--- Begin ---

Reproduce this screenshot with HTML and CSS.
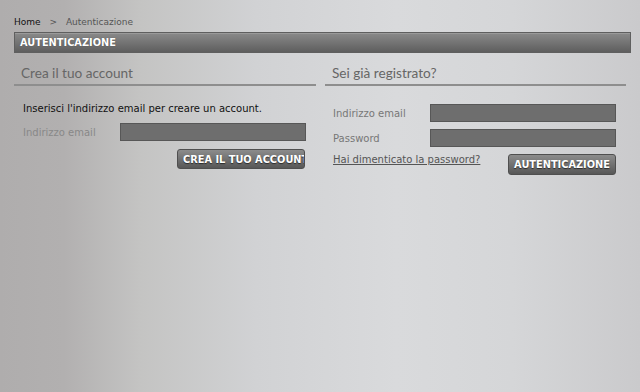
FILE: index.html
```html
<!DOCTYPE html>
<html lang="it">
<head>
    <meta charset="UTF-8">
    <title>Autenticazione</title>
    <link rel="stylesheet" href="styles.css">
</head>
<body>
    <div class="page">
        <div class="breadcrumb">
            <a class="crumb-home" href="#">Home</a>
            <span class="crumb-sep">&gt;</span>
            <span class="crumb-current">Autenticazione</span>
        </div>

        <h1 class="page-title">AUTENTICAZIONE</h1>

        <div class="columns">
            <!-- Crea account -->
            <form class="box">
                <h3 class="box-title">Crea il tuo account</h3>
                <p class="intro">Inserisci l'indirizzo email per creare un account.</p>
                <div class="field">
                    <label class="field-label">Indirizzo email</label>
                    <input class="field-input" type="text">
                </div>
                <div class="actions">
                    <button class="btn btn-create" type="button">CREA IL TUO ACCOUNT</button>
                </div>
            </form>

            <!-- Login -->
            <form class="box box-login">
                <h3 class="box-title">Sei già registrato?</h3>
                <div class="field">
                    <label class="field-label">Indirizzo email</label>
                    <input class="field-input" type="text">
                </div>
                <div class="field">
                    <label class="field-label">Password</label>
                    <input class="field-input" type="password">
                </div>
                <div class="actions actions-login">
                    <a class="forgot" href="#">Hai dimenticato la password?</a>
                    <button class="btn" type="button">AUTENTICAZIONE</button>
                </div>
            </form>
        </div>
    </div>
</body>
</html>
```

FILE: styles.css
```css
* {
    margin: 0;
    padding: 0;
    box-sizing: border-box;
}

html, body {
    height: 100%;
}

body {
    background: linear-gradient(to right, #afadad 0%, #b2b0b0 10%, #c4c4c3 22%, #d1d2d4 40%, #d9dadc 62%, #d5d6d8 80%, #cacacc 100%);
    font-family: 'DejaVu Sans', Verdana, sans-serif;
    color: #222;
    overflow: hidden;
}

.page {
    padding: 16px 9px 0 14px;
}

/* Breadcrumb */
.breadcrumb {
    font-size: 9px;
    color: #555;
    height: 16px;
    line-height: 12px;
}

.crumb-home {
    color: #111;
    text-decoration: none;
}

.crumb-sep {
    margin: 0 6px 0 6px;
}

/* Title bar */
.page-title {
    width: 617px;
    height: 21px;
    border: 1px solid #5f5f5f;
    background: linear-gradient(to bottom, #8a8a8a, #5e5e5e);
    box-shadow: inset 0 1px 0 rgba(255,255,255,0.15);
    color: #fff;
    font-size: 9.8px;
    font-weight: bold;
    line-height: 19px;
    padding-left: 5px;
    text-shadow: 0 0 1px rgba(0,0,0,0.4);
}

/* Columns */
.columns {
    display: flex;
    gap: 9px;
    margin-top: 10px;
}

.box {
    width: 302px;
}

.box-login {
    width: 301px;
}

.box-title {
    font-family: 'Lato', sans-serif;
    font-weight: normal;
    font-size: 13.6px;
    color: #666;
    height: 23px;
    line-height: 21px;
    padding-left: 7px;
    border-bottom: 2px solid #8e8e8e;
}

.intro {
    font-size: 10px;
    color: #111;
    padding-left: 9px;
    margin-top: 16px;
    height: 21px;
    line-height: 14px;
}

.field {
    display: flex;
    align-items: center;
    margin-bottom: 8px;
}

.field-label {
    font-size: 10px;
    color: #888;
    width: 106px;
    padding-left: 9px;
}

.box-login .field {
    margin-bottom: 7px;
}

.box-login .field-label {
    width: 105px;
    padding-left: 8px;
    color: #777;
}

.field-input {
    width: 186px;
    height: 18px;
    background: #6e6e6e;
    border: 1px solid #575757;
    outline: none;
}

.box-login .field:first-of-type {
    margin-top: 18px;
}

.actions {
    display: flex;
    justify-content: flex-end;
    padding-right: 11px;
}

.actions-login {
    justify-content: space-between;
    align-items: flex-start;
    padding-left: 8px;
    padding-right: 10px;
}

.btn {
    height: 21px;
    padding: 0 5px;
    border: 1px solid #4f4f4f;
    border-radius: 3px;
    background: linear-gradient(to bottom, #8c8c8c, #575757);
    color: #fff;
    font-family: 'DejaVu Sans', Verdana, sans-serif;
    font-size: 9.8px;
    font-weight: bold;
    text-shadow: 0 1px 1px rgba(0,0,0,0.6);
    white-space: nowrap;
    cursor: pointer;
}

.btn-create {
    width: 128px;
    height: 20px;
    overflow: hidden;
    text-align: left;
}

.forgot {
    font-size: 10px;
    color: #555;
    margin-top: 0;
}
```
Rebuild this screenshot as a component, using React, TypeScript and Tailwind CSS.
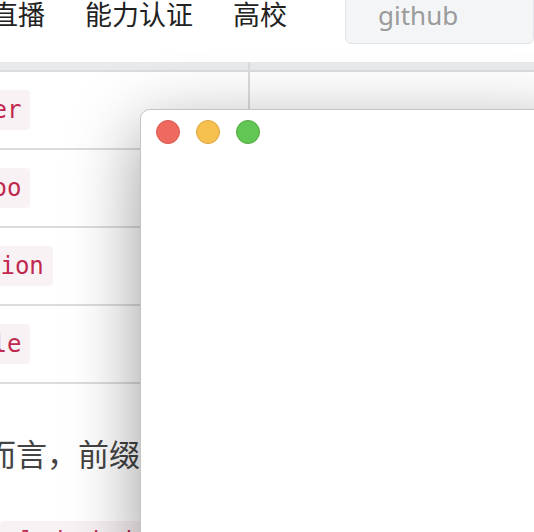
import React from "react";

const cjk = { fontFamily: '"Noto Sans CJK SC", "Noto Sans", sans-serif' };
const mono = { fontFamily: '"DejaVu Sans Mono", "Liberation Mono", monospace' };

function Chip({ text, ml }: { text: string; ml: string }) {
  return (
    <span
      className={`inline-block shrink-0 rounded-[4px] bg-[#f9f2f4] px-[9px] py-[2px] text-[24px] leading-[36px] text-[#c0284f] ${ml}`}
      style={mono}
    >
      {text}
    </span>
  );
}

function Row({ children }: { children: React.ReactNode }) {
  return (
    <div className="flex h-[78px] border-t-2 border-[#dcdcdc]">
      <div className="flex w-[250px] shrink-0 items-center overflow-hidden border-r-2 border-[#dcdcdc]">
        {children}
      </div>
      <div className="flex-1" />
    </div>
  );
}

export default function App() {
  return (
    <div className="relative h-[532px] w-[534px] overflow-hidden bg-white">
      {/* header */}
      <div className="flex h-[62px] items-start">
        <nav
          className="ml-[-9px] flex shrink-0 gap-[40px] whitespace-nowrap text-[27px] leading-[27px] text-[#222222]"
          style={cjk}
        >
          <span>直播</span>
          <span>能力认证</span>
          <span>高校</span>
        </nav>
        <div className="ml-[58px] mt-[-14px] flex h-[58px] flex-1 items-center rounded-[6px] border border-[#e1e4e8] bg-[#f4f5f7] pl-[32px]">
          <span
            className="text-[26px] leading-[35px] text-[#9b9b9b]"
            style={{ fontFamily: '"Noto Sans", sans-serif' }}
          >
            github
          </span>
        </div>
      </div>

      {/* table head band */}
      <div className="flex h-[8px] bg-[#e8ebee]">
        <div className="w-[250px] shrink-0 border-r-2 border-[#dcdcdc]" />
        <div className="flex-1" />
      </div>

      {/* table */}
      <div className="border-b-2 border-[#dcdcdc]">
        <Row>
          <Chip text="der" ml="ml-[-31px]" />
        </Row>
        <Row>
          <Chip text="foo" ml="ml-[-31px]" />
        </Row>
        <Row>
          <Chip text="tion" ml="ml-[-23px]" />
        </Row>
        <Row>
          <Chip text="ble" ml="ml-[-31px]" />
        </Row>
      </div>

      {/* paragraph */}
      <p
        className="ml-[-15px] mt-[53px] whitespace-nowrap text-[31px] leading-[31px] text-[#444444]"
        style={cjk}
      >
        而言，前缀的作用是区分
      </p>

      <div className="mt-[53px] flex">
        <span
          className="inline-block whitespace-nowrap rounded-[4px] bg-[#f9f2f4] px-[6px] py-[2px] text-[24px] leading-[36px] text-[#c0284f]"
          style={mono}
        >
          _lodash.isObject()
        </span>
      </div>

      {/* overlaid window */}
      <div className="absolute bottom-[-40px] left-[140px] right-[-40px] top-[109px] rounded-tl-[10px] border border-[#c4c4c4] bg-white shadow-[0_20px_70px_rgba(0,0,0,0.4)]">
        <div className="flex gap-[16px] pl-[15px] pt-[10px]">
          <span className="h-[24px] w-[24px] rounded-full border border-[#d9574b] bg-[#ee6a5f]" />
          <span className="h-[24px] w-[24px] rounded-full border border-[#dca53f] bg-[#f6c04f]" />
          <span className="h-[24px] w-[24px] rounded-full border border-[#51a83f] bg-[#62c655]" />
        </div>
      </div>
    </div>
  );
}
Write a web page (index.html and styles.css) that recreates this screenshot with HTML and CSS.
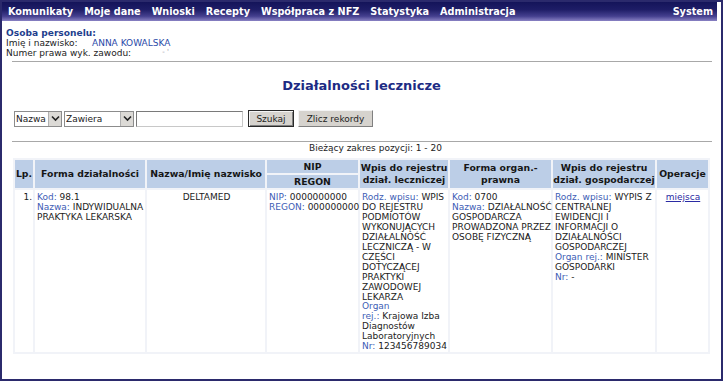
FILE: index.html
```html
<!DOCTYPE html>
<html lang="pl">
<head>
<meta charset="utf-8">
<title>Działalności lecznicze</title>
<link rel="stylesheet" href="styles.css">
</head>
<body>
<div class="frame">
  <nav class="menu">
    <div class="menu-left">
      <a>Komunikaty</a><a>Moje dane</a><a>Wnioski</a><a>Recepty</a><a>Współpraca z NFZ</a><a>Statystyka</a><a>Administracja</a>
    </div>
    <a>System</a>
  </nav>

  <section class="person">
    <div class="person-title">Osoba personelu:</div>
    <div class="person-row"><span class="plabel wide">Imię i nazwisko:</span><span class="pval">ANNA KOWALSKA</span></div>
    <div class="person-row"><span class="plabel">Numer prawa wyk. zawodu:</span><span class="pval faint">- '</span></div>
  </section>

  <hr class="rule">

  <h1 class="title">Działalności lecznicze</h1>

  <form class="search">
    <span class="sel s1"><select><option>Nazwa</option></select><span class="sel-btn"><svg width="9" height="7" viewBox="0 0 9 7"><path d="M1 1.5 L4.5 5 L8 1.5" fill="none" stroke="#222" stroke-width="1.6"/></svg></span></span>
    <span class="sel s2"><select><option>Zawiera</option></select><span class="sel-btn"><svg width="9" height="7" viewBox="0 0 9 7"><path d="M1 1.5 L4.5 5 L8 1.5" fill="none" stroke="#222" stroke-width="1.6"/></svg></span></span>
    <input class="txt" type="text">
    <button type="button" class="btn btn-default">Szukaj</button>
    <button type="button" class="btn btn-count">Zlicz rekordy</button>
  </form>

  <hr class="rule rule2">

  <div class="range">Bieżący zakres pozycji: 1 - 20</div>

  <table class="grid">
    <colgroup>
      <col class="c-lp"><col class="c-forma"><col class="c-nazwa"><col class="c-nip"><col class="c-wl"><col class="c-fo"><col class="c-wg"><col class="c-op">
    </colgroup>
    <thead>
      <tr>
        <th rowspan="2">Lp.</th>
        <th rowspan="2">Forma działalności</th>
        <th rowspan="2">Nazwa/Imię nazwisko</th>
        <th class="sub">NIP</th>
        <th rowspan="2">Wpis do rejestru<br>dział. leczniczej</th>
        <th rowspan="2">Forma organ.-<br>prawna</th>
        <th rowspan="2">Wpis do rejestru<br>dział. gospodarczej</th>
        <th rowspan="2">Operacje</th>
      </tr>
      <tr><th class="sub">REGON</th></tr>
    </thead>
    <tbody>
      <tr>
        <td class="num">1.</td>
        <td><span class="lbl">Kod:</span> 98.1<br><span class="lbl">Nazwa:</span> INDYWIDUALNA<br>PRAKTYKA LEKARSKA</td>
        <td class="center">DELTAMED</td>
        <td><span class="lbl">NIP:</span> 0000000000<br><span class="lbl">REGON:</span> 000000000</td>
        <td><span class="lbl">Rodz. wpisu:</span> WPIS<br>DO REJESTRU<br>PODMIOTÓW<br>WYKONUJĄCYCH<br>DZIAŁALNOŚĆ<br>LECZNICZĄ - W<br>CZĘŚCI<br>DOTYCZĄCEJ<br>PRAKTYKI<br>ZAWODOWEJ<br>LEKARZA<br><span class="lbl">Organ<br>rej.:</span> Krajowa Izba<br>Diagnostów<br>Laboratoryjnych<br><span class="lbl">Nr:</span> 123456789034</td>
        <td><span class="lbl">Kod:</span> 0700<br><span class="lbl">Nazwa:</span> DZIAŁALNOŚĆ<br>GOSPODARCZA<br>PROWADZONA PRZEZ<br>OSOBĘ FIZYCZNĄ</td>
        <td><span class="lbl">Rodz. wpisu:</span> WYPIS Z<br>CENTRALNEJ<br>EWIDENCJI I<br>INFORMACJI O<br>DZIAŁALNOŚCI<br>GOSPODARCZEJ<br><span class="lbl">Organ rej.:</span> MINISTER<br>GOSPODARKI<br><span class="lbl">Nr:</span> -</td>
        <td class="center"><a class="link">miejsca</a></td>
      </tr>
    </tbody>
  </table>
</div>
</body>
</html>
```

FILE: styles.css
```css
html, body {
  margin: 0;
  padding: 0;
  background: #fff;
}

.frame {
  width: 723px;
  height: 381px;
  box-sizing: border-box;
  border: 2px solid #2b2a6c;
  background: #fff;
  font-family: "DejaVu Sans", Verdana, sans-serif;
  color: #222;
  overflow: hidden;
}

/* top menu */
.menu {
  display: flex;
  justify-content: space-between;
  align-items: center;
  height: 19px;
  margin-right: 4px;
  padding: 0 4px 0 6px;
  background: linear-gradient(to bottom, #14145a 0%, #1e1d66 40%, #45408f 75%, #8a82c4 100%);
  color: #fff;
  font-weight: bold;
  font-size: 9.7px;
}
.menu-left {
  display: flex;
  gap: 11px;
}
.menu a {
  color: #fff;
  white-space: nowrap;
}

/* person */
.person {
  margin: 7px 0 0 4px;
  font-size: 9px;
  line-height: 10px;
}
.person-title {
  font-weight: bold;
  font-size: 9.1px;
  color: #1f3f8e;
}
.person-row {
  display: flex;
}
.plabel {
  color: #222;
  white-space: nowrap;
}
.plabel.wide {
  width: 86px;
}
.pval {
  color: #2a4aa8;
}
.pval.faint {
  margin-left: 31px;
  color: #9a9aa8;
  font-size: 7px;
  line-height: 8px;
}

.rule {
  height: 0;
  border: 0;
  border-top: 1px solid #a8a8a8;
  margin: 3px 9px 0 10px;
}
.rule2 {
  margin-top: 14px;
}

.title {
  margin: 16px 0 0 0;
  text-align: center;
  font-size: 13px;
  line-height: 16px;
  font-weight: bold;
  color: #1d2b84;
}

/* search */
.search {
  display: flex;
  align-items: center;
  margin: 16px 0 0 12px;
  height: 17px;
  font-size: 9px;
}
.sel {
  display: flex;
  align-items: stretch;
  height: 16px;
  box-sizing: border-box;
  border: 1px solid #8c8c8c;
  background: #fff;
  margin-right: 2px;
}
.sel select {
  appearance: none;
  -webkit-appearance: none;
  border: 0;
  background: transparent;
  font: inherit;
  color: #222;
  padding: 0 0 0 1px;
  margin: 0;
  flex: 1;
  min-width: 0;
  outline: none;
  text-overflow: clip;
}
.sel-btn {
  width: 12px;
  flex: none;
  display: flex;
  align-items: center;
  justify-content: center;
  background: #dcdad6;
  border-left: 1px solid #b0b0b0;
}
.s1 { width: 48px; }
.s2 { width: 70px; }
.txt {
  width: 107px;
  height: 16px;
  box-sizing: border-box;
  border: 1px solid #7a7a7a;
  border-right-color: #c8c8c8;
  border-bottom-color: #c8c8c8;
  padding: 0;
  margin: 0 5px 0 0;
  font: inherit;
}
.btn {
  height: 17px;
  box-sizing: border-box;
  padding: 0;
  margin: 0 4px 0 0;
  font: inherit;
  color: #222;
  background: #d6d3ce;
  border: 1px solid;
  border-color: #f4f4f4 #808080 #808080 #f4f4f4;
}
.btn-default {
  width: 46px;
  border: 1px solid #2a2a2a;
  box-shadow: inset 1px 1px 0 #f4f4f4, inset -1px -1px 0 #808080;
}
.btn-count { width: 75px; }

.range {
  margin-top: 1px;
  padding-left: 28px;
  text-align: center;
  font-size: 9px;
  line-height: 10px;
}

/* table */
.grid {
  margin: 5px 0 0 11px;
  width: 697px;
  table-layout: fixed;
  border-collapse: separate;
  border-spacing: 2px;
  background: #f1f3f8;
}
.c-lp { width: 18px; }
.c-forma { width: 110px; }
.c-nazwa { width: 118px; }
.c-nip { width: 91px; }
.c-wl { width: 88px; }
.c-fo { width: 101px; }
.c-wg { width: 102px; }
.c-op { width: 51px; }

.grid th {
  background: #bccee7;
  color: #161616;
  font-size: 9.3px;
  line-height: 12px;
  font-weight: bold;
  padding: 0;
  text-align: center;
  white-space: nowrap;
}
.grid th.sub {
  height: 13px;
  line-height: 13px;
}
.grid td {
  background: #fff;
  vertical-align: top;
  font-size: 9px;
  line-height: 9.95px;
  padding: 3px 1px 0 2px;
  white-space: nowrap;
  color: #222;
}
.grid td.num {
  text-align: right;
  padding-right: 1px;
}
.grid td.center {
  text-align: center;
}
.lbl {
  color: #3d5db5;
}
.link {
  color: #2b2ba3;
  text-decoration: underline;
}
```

--- End ---

Check every line of the data, and copy the ones that contain "with".

Reproduce this screenshot with HTML and CSS.
Write a web page (index.html and styles.css) that recreates this screenshot with HTML and CSS.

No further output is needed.